▶ Task input:
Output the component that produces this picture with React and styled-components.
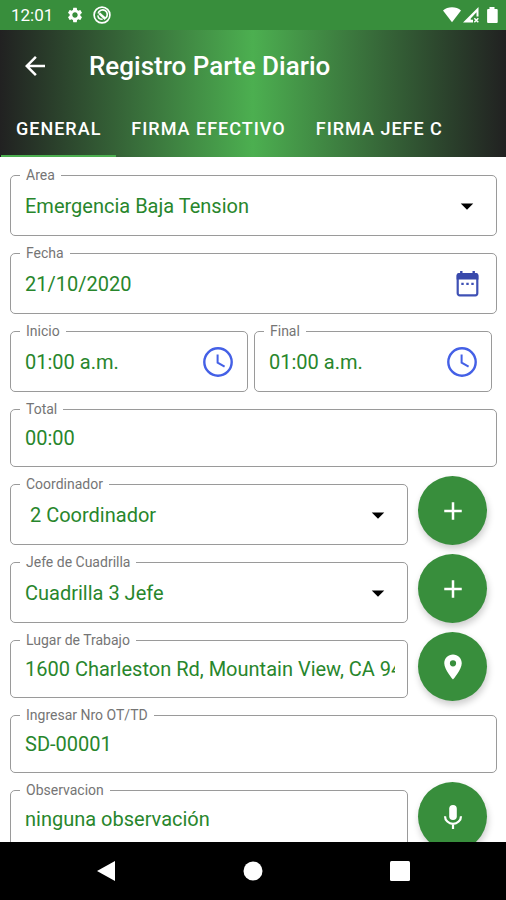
import React, { useState } from "react";
import styled, { createGlobalStyle } from "styled-components";
import {
  MdAdd,
  MdArrowBack,
  MdArrowDropDown,
  MdLocationOn,
  MdSettings,
} from "react-icons/md";

const GlobalStyle = createGlobalStyle`
  * {
    box-sizing: border-box;
  }
  body {
    margin: 0;
    font-family: Roboto, "Liberation Sans", sans-serif;
    background-color: #fff;
  }
  button, input, select {
    font-family: inherit;
  }
`;

const Screen = styled.div`
  display: flex;
  flex-direction: column;
  height: 100vh;
`;
const StatusBar = styled.div`
  display: flex;
  align-items: center;
  justify-content: space-between;
  height: 30px;
  padding: 0 8px 0 11px;
  color: #fff;
  background-color: #388e3c;
`;
const StatusGroup = styled.div`
  display: flex;
  align-items: center;
  gap: 9px;
`;
const Clock = styled.span`
  margin-right: 4px;
  font-size: 17px;
  line-height: 24px;
`;
const Header = styled.header`
  color: #fff;
  background: linear-gradient(to right, #212121, #4caf50 50%, #212121);
`;
const Toolbar = styled.div`
  display: flex;
  align-items: center;
  gap: 39px;
  height: 71px;
  padding: 0 20px;
`;
const BackButton = styled.button`
  display: flex;
  padding: 0;
  border: none;
  color: inherit;
  background: none;
`;
const Title = styled.h1`
  margin: 0;
  font-size: 26px;
  font-weight: 500;
  line-height: 32px;
`;
const Tabs = styled.nav`
  display: flex;
  padding-left: 1px;
  overflow: hidden;
`;
const Tab = styled.button`
  flex: none;
  height: 56px;
  padding: 0 15px;
  border: none;
  border-bottom: 2px solid ${({ $active }) => ($active ? "#4caf50" : "transparent")};
  color: inherit;
  background: none;
  font-size: 18px;
  font-weight: 500;
  letter-spacing: 1px;
`;
const Form = styled.form`
  display: flex;
  flex: 1;
  flex-direction: column;
  gap: 9px;
  min-height: 0;
  padding: 10px 9px 0 10px;
  overflow: auto;
  scrollbar-width: none;
`;
const Row = styled.div`
  display: flex;
  flex: none;
  align-items: flex-start;
  gap: ${({ $gap }) => $gap || 0}px;
  padding-right: ${({ $end }) => $end || 0}px;
`;
const Outline = styled.fieldset`
  flex: 1;
  min-width: 0;
  margin: 0;
  padding: 0 0 ${({ $tall }) => ($tall ? 6 : 8)}px;
  border: 1px solid #9a9a9a;
  border-radius: 5px;
`;
const Legend = styled.legend`
  margin-left: 9px;
  padding: 0 6px;
  color: #757575;
  font-size: 14px;
  line-height: 16px;
`;
const Control = styled.div`
  display: grid;
  grid-template-columns: minmax(0, 1fr) auto;
  align-items: center;
  height: ${({ $tall }) => ($tall ? 46 : 41)}px;
  padding: 0 12px 0 14px;
`;
const Input = styled.input`
  width: 100%;
  padding: 0;
  border: none;
  outline: none;
  color: #28862c;
  background: none;
  font-size: 20px;
  line-height: 28px;
`;
const Select = styled.select`
  grid-area: 1 / 1 / 2 / 3;
  width: 100%;
  padding: 0;
  border: none;
  outline: none;
  appearance: none;
  color: #28862c;
  background: none;
  font-size: 20px;
  line-height: 28px;
`;
const Arrow = styled(MdArrowDropDown)`
  grid-area: 1 / 2 / 2 / 3;
  margin-right: 2px;
  color: #000;
  pointer-events: none;
`;
const PickerButton = styled.button`
  display: flex;
  margin-right: ${({ $end }) => $end}px;
  padding: 0;
  border: none;
  background: none;
`;
const Fab = styled.button`
  display: flex;
  flex: none;
  align-items: center;
  justify-content: center;
  width: 69px;
  height: 69px;
  margin: 0 0 -8px;
  padding: 0;
  border: none;
  border-radius: 50%;
  color: #fff;
  background-color: #388e3c;
  box-shadow: 1px 4px 7px rgba(0, 0, 0, 0.2);
`;
const NavBar = styled.nav`
  display: flex;
  flex: none;
  align-items: center;
  justify-content: space-around;
  height: 58px;
  padding: 0 33px;
  background-color: #000;
`;
const NavButton = styled.button`
  display: flex;
  padding: 0;
  border: none;
  color: #fff;
  background: none;
`;

function CalendarIcon() {
  return (
    <svg width="23" height="26" viewBox="0 0 23 26" fill="none">
      <rect x="1.7" y="3" width="19.600" height="21.300" rx="2" stroke="#3f51b5" strokeWidth="2.200" />
      <path d="M.6 4.500a2.500 2.500 0 0 1 2.500-2.500h16.800a2.500 2.500 0 0 1 2.500 2.500V8.600H.6z" fill="#3949ab" />
      <path d="M5.300 0v3M17.700 0v3" stroke="#3949ab" strokeWidth="2.400" />
      <path d="M5.300 12.900h2.400M10.300 12.900h2.400M15.300 12.900h2.400" stroke="#3f51b5" strokeWidth="2.400" />
    </svg>
  );
}

function TimeIcon() {
  return (
    <svg width="30" height="30" viewBox="0 0 30 30" fill="none" stroke="#4460e6">
      <circle cx="15" cy="15" r="13.700" strokeWidth="2.400" />
      <path d="M14.600 7.600v8l7 4" strokeWidth="2" />
    </svg>
  );
}

function MicIcon() {
  return (
    <svg width="20" height="26" viewBox="0 0 20 26" fill="none">
      <rect x="6.200" y="1" width="7.600" height="15" rx="3.800" fill="#fff" />
      <path d="M2 12.200a8 7.600 0 0 0 16 0M10 19.600V25" stroke="#fff" strokeWidth="2.200" />
    </svg>
  );
}

function CaptureIcon() {
  return (
    <svg width="18" height="18" viewBox="0 0 18 18" fill="none" stroke="#fff">
      <circle cx="9" cy="9" r="7.900" strokeWidth="1.700" />
      <path d="M5.200 7.500a4.600 4.600 0 1 1 7.300 4.600" strokeWidth="1.700" />
      <path d="M4.800 9.300c.4 2.600 2.600 4.100 4.800 4" strokeWidth="1.500" />
      <path d="M6.300 7.400l6.200 5.600" strokeWidth="2.400" />
    </svg>
  );
}

function SignalIcons() {
  return (
    <svg width="55" height="18" viewBox="0 0 55 18" fill="#fff">
      <path d="M0 4.500C2.500 2.300 5.500 1.200 9 1.200s6.500 1.100 9 3.300L9 16.300z" />
      <path fillRule="evenodd" d="M35.500 1v9.500h-2V6.200l-5.800 6.300v1.300h2.300v2.700H20z" />
      <path d="M31.300 12.300l4 4M35.300 12.300l-4 4" stroke="#fff" strokeWidth="1.500" />
      <path d="M46.500 1h5v2h2.200a1 1 0 0 1 1 1v12a1 1 0 0 1-1 1h-8.600a1 1 0 0 1-1-1V4a1 1 0 0 1 1-1h1.400z" />
    </svg>
  );
}

function Field({ id, label, tall, children }) {
  return (
    <Outline $tall={tall}>
      <Legend>
        <label htmlFor={id}>{label}</label>
      </Legend>
      <Control $tall={tall}>{children}</Control>
    </Outline>
  );
}

function TextField({ id, label, value, tall, children }) {
  return (
    <Field id={id} label={label} tall={tall}>
      <Input id={id} name={id} type="text" defaultValue={value} />
      {children}
    </Field>
  );
}

function SelectField({ id, label, value }) {
  return (
    <Field id={id} label={label} tall>
      <Select id={id} name={id} defaultValue={value}>
        <option value={value}>{value}</option>
      </Select>
      <Arrow size={30} />
    </Field>
  );
}

const TABS = ["GENERAL", "FIRMA EFECTIVO", "FIRMA JEFE C"];

export default function App() {
  const [activeTab, setActiveTab] = useState(TABS[0]);

  return (
    <Screen>
      <GlobalStyle />
      <StatusBar>
        <StatusGroup>
          <Clock>12:01</Clock>
          <MdSettings size={18} />
          <CaptureIcon />
        </StatusGroup>
        <SignalIcons />
      </StatusBar>
      <Header>
        <Toolbar>
          <BackButton type="button" aria-label="Volver">
            <MdArrowBack size={30} />
          </BackButton>
          <Title>Registro Parte Diario</Title>
        </Toolbar>
        <Tabs>
          {TABS.map((tab) => (
            <Tab
              key={tab}
              type="button"
              $active={tab === activeTab}
              onClick={() => setActiveTab(tab)}
            >
              {tab}
            </Tab>
          ))}
        </Tabs>
      </Header>
      <Form onSubmit={(e) => e.preventDefault()}>
        <Row>
          <SelectField id="area" label="Area" value="Emergencia Baja Tension" />
        </Row>
        <Row>
          <TextField id="fecha" label="Fecha" value="21/10/2020" tall>
            <PickerButton type="button" aria-label="Elegir fecha" $end={5}>
              <CalendarIcon />
            </PickerButton>
          </TextField>
        </Row>
        <Row $gap={6} $end={5}>
          <TextField id="inicio" label="Inicio" value="01:00 a.m." tall>
            <PickerButton type="button" aria-label="Elegir inicio" $end={2}>
              <TimeIcon />
            </PickerButton>
          </TextField>
          <TextField id="final" label="Final" value="01:00 a.m." tall>
            <PickerButton type="button" aria-label="Elegir final" $end={2}>
              <TimeIcon />
            </PickerButton>
          </TextField>
        </Row>
        <Row>
          <TextField id="total" label="Total" value="00:00" />
        </Row>
        <Row $gap={10} $end={10}>
          <SelectField
            id="coordinador"
            label="Coordinador"
            value={"\u00a02 Coordinador"}
          />
          <Fab type="button" aria-label="Agregar coordinador">
            <MdAdd size={30} />
          </Fab>
        </Row>
        <Row $gap={10} $end={10}>
          <SelectField id="jefe" label="Jefe de Cuadrilla" value="Cuadrilla 3 Jefe" />
          <Fab type="button" aria-label="Agregar jefe">
            <MdAdd size={30} />
          </Fab>
        </Row>
        <Row $gap={10} $end={10}>
          <TextField
            id="lugar"
            label="Lugar de Trabajo"
            value="1600 Charleston Rd, Mountain View, CA 94043"
          />
          <Fab type="button" aria-label="Ubicar lugar">
            <MdLocationOn size={30} />
          </Fab>
        </Row>
        <Row>
          <TextField id="orden" label="Ingresar Nro OT/TD" value="SD-00001" />
        </Row>
        <Row $gap={10} $end={10}>
          <TextField
            id="observacion"
            label="Observacion"
            value="ninguna observación"
          />
          <Fab type="button" aria-label="Dictar observación">
            <MicIcon />
          </Fab>
        </Row>
      </Form>
      <NavBar>
        <NavButton type="button" aria-label="Atrás">
          <svg width="20" height="22" viewBox="0 0 20 22" fill="currentColor">
            <path d="M19 1v20L1 11z" />
          </svg>
        </NavButton>
        <NavButton type="button" aria-label="Inicio del sistema">
          <svg width="20" height="20" viewBox="0 0 20 20" fill="currentColor">
            <circle cx="10" cy="10" r="9.500" />
          </svg>
        </NavButton>
        <NavButton type="button" aria-label="Recientes">
          <svg width="20" height="20" viewBox="0 0 20 20" fill="currentColor">
            <rect width="20" height="20" rx="1.500" />
          </svg>
        </NavButton>
      </NavBar>
    </Screen>
  );
}
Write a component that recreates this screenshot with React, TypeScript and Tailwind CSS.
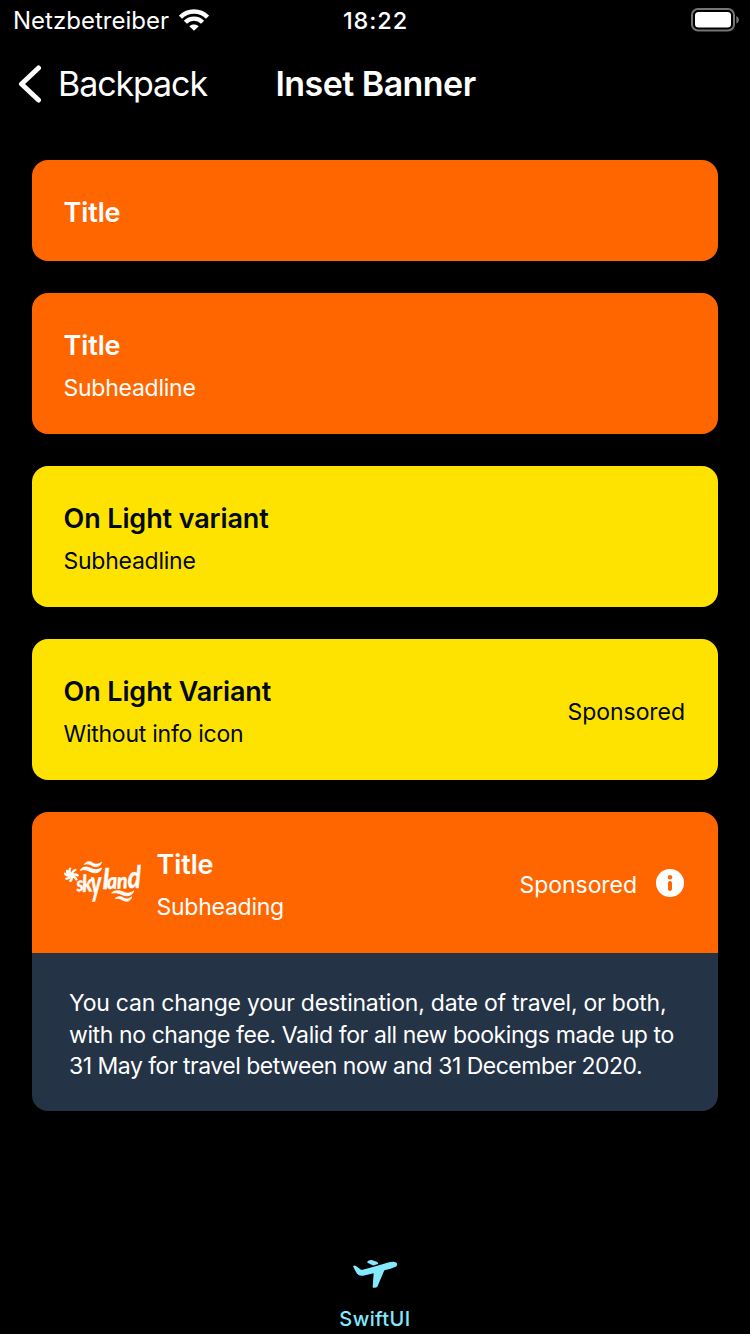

▶ Work to complete:
From the entries above, copy every line that holds the word "components".

▶ Expected output:
Output the component that produces this picture with React and styled-components.
import styled, { createGlobalStyle } from "styled-components";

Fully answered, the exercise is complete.